::: SUPPLIED MATERIAL

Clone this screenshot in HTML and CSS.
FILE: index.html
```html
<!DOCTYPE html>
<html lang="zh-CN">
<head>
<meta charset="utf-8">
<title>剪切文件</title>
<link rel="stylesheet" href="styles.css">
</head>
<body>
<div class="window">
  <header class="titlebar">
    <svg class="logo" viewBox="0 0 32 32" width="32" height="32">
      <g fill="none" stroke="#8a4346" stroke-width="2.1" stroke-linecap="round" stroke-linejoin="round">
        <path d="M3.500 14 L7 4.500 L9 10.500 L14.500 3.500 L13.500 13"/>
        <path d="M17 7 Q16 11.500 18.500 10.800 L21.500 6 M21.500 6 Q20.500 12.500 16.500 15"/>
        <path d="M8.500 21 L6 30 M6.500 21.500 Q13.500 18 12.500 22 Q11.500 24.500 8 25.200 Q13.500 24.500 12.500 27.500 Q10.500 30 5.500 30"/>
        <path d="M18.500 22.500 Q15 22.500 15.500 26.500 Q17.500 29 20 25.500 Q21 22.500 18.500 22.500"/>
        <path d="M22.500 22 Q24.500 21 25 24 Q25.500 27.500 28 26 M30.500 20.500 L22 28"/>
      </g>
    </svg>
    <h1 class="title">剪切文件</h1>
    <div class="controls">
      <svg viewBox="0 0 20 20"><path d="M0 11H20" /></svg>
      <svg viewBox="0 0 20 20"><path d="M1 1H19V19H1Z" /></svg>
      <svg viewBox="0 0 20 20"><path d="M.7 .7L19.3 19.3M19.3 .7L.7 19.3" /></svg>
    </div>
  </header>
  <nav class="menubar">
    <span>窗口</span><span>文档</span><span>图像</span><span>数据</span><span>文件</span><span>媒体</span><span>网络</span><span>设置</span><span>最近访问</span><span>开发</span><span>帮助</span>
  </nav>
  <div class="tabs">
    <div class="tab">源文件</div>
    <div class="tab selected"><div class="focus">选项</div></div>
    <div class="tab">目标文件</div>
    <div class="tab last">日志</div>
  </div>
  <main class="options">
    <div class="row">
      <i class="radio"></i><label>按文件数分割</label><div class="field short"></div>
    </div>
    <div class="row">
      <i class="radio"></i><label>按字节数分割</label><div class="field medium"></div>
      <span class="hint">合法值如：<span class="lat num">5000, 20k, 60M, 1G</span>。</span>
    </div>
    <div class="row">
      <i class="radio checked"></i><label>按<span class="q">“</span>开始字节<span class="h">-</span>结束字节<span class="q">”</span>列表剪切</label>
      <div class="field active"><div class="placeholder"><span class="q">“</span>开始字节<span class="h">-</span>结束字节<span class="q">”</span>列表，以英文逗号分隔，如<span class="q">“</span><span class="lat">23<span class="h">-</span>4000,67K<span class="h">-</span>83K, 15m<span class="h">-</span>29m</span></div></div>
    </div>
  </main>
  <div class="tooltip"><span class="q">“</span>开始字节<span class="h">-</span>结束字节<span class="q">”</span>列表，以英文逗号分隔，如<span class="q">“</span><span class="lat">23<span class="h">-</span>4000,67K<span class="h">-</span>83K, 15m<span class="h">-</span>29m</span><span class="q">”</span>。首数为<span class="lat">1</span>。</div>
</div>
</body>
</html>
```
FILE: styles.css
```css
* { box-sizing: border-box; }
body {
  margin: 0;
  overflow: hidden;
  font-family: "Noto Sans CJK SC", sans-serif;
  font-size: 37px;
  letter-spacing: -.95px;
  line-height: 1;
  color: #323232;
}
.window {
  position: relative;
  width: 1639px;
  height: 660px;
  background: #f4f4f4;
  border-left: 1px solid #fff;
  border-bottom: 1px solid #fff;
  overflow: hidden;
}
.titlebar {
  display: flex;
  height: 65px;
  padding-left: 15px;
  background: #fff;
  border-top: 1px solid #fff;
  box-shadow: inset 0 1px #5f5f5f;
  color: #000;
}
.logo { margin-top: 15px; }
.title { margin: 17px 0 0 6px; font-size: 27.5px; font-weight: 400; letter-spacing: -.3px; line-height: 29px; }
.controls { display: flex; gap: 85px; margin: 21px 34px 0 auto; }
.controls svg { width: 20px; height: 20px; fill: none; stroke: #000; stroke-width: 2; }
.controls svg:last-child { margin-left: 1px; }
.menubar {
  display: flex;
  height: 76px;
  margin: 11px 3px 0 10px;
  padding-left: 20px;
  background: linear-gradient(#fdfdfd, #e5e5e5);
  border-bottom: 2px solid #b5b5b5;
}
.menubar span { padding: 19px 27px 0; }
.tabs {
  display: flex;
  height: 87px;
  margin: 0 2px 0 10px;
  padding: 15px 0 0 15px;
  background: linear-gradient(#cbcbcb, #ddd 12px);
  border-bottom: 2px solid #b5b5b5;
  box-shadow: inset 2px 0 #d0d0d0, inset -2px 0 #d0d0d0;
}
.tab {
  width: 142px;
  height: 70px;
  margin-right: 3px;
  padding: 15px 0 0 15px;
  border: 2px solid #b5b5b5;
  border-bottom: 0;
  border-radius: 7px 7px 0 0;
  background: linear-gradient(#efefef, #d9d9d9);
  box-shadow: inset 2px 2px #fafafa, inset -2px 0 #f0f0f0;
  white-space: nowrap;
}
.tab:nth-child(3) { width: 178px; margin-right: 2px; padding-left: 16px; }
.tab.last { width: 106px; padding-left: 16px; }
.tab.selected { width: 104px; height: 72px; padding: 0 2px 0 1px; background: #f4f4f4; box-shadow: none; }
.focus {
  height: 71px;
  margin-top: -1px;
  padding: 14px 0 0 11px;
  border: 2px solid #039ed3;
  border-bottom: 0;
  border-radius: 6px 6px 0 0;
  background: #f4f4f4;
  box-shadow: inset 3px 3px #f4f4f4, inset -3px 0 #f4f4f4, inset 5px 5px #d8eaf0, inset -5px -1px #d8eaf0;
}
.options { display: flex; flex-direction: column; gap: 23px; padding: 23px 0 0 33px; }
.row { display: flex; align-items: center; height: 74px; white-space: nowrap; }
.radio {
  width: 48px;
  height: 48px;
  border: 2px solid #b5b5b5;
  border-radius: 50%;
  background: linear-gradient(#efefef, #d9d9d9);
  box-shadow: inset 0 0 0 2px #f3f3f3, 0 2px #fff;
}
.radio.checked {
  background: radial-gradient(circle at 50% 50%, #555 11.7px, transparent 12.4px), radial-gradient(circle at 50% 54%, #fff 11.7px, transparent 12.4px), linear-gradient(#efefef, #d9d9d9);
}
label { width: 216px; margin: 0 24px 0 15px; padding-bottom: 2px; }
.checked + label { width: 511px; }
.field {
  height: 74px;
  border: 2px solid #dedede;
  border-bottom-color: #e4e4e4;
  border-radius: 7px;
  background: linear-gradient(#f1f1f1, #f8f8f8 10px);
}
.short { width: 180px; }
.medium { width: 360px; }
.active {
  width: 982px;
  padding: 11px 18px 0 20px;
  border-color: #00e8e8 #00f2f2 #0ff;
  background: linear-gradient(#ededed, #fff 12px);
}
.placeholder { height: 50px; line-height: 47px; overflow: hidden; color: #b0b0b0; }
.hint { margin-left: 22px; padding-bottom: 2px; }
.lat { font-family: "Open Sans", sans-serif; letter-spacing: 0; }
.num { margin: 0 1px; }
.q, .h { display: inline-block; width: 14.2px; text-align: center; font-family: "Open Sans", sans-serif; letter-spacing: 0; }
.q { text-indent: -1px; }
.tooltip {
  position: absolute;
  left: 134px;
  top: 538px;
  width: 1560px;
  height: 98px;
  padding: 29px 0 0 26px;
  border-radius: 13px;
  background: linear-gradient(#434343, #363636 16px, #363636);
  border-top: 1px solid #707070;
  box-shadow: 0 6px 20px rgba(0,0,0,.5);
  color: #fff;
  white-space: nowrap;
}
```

::::::

Retype all of the data shown above, word for word.

Clone this screenshot in HTML and CSS.
FILE: index.html
```html
<!DOCTYPE html>
<html lang="zh-CN">
<head>
<meta charset="utf-8">
<title>剪切文件</title>
<link rel="stylesheet" href="styles.css">
</head>
<body>
<div class="window">
  <header class="titlebar">
    <svg class="logo" viewBox="0 0 32 32" width="32" height="32">
      <g fill="none" stroke="#8a4346" stroke-width="2.1" stroke-linecap="round" stroke-linejoin="round">
        <path d="M3.500 14 L7 4.500 L9 10.500 L14.500 3.500 L13.500 13"/>
        <path d="M17 7 Q16 11.500 18.500 10.800 L21.500 6 M21.500 6 Q20.500 12.500 16.500 15"/>
        <path d="M8.500 21 L6 30 M6.500 21.500 Q13.500 18 12.500 22 Q11.500 24.500 8 25.200 Q13.500 24.500 12.500 27.500 Q10.500 30 5.500 30"/>
        <path d="M18.500 22.500 Q15 22.500 15.500 26.500 Q17.500 29 20 25.500 Q21 22.500 18.500 22.500"/>
        <path d="M22.500 22 Q24.500 21 25 24 Q25.500 27.500 28 26 M30.500 20.500 L22 28"/>
      </g>
    </svg>
    <h1 class="title">剪切文件</h1>
    <div class="controls">
      <svg viewBox="0 0 20 20"><path d="M0 11H20" /></svg>
      <svg viewBox="0 0 20 20"><path d="M1 1H19V19H1Z" /></svg>
      <svg viewBox="0 0 20 20"><path d="M.7 .7L19.3 19.3M19.3 .7L.7 19.3" /></svg>
    </div>
  </header>
  <nav class="menubar">
    <span>窗口</span><span>文档</span><span>图像</span><span>数据</span><span>文件</span><span>媒体</span><span>网络</span><span>设置</span><span>最近访问</span><span>开发</span><span>帮助</span>
  </nav>
  <div class="tabs">
    <div class="tab">源文件</div>
    <div class="tab selected"><div class="focus">选项</div></div>
    <div class="tab">目标文件</div>
    <div class="tab last">日志</div>
  </div>
  <main class="options">
    <div class="row">
      <i class="radio"></i><label>按文件数分割</label><div class="field short"></div>
    </div>
    <div class="row">
      <i class="radio"></i><label>按字节数分割</label><div class="field medium"></div>
      <span class="hint">合法值如：<span class="lat num">5000, 20k, 60M, 1G</span>。</span>
    </div>
    <div class="row">
      <i class="radio checked"></i><label>按<span class="q">“</span>开始字节<span class="h">-</span>结束字节<span class="q">”</span>列表剪切</label>
      <div class="field active"><div class="placeholder"><span class="q">“</span>开始字节<span class="h">-</span>结束字节<span class="q">”</span>列表，以英文逗号分隔，如<span class="q">“</span><span class="lat">23<span class="h">-</span>4000,67K<span class="h">-</span>83K, 15m<span class="h">-</span>29m</span></div></div>
    </div>
  </main>
  <div class="tooltip"><span class="q">“</span>开始字节<span class="h">-</span>结束字节<span class="q">”</span>列表，以英文逗号分隔，如<span class="q">“</span><span class="lat">23<span class="h">-</span>4000,67K<span class="h">-</span>83K, 15m<span class="h">-</span>29m</span><span class="q">”</span>。首数为<span class="lat">1</span>。</div>
</div>
</body>
</html>
```
FILE: styles.css
```css
* { box-sizing: border-box; }
body {
  margin: 0;
  overflow: hidden;
  font-family: "Noto Sans CJK SC", sans-serif;
  font-size: 37px;
  letter-spacing: -.95px;
  line-height: 1;
  color: #323232;
}
.window {
  position: relative;
  width: 1639px;
  height: 660px;
  background: #f4f4f4;
  border-left: 1px solid #fff;
  border-bottom: 1px solid #fff;
  overflow: hidden;
}
.titlebar {
  display: flex;
  height: 65px;
  padding-left: 15px;
  background: #fff;
  border-top: 1px solid #fff;
  box-shadow: inset 0 1px #5f5f5f;
  color: #000;
}
.logo { margin-top: 15px; }
.title { margin: 17px 0 0 6px; font-size: 27.5px; font-weight: 400; letter-spacing: -.3px; line-height: 29px; }
.controls { display: flex; gap: 85px; margin: 21px 34px 0 auto; }
.controls svg { width: 20px; height: 20px; fill: none; stroke: #000; stroke-width: 2; }
.controls svg:last-child { margin-left: 1px; }
.menubar {
  display: flex;
  height: 76px;
  margin: 11px 3px 0 10px;
  padding-left: 20px;
  background: linear-gradient(#fdfdfd, #e5e5e5);
  border-bottom: 2px solid #b5b5b5;
}
.menubar span { padding: 19px 27px 0; }
.tabs {
  display: flex;
  height: 87px;
  margin: 0 2px 0 10px;
  padding: 15px 0 0 15px;
  background: linear-gradient(#cbcbcb, #ddd 12px);
  border-bottom: 2px solid #b5b5b5;
  box-shadow: inset 2px 0 #d0d0d0, inset -2px 0 #d0d0d0;
}
.tab {
  width: 142px;
  height: 70px;
  margin-right: 3px;
  padding: 15px 0 0 15px;
  border: 2px solid #b5b5b5;
  border-bottom: 0;
  border-radius: 7px 7px 0 0;
  background: linear-gradient(#efefef, #d9d9d9);
  box-shadow: inset 2px 2px #fafafa, inset -2px 0 #f0f0f0;
  white-space: nowrap;
}
.tab:nth-child(3) { width: 178px; margin-right: 2px; padding-left: 16px; }
.tab.last { width: 106px; padding-left: 16px; }
.tab.selected { width: 104px; height: 72px; padding: 0 2px 0 1px; background: #f4f4f4; box-shadow: none; }
.focus {
  height: 71px;
  margin-top: -1px;
  padding: 14px 0 0 11px;
  border: 2px solid #039ed3;
  border-bottom: 0;
  border-radius: 6px 6px 0 0;
  background: #f4f4f4;
  box-shadow: inset 3px 3px #f4f4f4, inset -3px 0 #f4f4f4, inset 5px 5px #d8eaf0, inset -5px -1px #d8eaf0;
}
.options { display: flex; flex-direction: column; gap: 23px; padding: 23px 0 0 33px; }
.row { display: flex; align-items: center; height: 74px; white-space: nowrap; }
.radio {
  width: 48px;
  height: 48px;
  border: 2px solid #b5b5b5;
  border-radius: 50%;
  background: linear-gradient(#efefef, #d9d9d9);
  box-shadow: inset 0 0 0 2px #f3f3f3, 0 2px #fff;
}
.radio.checked {
  background: radial-gradient(circle at 50% 50%, #555 11.7px, transparent 12.4px), radial-gradient(circle at 50% 54%, #fff 11.7px, transparent 12.4px), linear-gradient(#efefef, #d9d9d9);
}
label { width: 216px; margin: 0 24px 0 15px; padding-bottom: 2px; }
.checked + label { width: 511px; }
.field {
  height: 74px;
  border: 2px solid #dedede;
  border-bottom-color: #e4e4e4;
  border-radius: 7px;
  background: linear-gradient(#f1f1f1, #f8f8f8 10px);
}
.short { width: 180px; }
.medium { width: 360px; }
.active {
  width: 982px;
  padding: 11px 18px 0 20px;
  border-color: #00e8e8 #00f2f2 #0ff;
  background: linear-gradient(#ededed, #fff 12px);
}
.placeholder { height: 50px; line-height: 47px; overflow: hidden; color: #b0b0b0; }
.hint { margin-left: 22px; padding-bottom: 2px; }
.lat { font-family: "Open Sans", sans-serif; letter-spacing: 0; }
.num { margin: 0 1px; }
.q, .h { display: inline-block; width: 14.2px; text-align: center; font-family: "Open Sans", sans-serif; letter-spacing: 0; }
.q { text-indent: -1px; }
.tooltip {
  position: absolute;
  left: 134px;
  top: 538px;
  width: 1560px;
  height: 98px;
  padding: 29px 0 0 26px;
  border-radius: 13px;
  background: linear-gradient(#434343, #363636 16px, #363636);
  border-top: 1px solid #707070;
  box-shadow: 0 6px 20px rgba(0,0,0,.5);
  color: #fff;
  white-space: nowrap;
}
```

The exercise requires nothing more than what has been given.